His last album (and first for Columbia), 1982’s Midnight Love, delivered one last great single, “Sexual Healing.” The promise of that album, the biggest seller of his career, was short-lived. Gaye became ever more paranoid and suicidal under the influence.
The two rarely got along. Marvin and Marvin Sr. rarely got along. His mother, Alberta, felt his father resented him. For someone who comported himself in ways Jesus never would have approved of, Marvin Sr. never approved of his son’s secular music career.
On April 1, 1984, Gaye stepped in when his father was being abusive to Alberta. He delivered a number of blows to him. Alberta broke them up and Gaye went to his room. Marvin Sr. retrieved a gun his son had purchased for him for protection the previous December. He stepped into his son’s room. Without saying a word, he fired two shots, killing him. The same father who’d laid the foundation for his son to enact his own version of his sins took him out of the world at only 39 years old.
The singer’s siblings felt it was suicide by parent, knowing how Sr. would react to being physically challenged.
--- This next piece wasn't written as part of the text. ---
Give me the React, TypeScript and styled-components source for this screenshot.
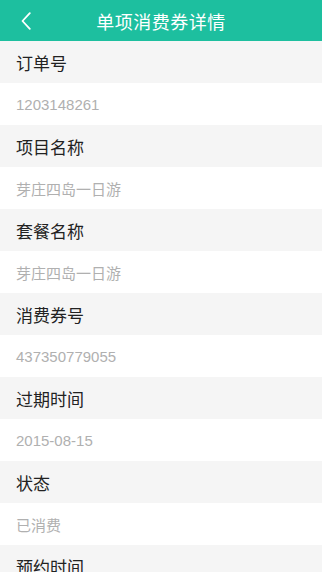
import React from 'react';
import styled, { createGlobalStyle } from 'styled-components';

const GlobalStyle = createGlobalStyle`
  html, body {
    margin: 0;
    padding: 0;
    background: #ffffff;
    font-family: "Liberation Sans", "Noto Sans CJK SC", sans-serif;
  }
`;

const Page = styled.div`
  width: 322px;
  height: 572px;
  overflow: hidden;
  display: flex;
  flex-direction: column;
`;

const Header = styled.header`
  height: 41px;
  flex-shrink: 0;
  background: #1dbf9f;
  display: grid;
  grid-template-columns: 60px 1fr 60px;
  align-items: center;
`;

const BackButton = styled.button`
  border: none;
  background: none;
  padding: 0 0 0 21px;
  height: 41px;
  display: flex;
  align-items: center;
  cursor: pointer;
`;

const Title = styled.h1`
  margin: 0;
  text-align: center;
  color: #ffffff;
  font-size: 18px;
  font-weight: 400;
  letter-spacing: 0.5px;
`;

const LabelRow = styled.div`
  height: 42px;
  flex-shrink: 0;
  background: #f5f5f5;
  display: flex;
  align-items: center;
  padding-left: 16px;
  font-size: 17px;
  color: #222222;
`;

const ValueRow = styled.div`
  height: 42px;
  flex-shrink: 0;
  background: #ffffff;
  display: flex;
  align-items: center;
  padding-left: 16px;
  font-size: 15px;
  color: #b0b0b0;
`;

const fields = [
  { label: '订单号', value: '1203148261' },
  { label: '项目名称', value: '芽庄四岛一日游' },
  { label: '套餐名称', value: '芽庄四岛一日游' },
  { label: '消费券号', value: '437350779055' },
  { label: '过期时间', value: '2015-08-15' },
  { label: '状态', value: '已消费' },
  { label: '预约时间', value: '2015-08-10' },
];

const App: React.FC = () => (
  <>
    <GlobalStyle />
    <Page>
      <Header>
        <BackButton aria-label="返回">
          <svg width="10" height="18" viewBox="0 0 10 18" fill="none">
            <path d="M8.8 1.2 L1.5 9 L8.8 16.8" stroke="#ffffff" strokeWidth="1.8" strokeLinecap="round" strokeLinejoin="round" />
          </svg>
        </BackButton>
        <Title>单项消费券详情</Title>
        <span />
      </Header>
      {fields.map((f) => (
        <React.Fragment key={f.label}>
          <LabelRow>{f.label}</LabelRow>
          <ValueRow>{f.value}</ValueRow>
        </React.Fragment>
      ))}
    </Page>
  </>
);

export default App;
His sister Jeanne, in David Ritz’s 1985 biography Divided Soul: The Life of Marvin Gaye, said his actions that day “accomplished three things. He put himself out of his misery. He brought relief to Mother by finally getting her husband out of her life. And he punished Father, by making certain that the rest of his life would be miserable… my brother knew just what he was doing.”
Let’s Get It On, all these years later, is a sexually charged album without a doubt. But it’s also imbued with undercurrents of darker, sadder emotions which would later consume him.
It remains one of Gaye’s true triumphs, one that is more bittersweet than intended, a portrait of a man in love, in lust and still searching for light, rather than darkness.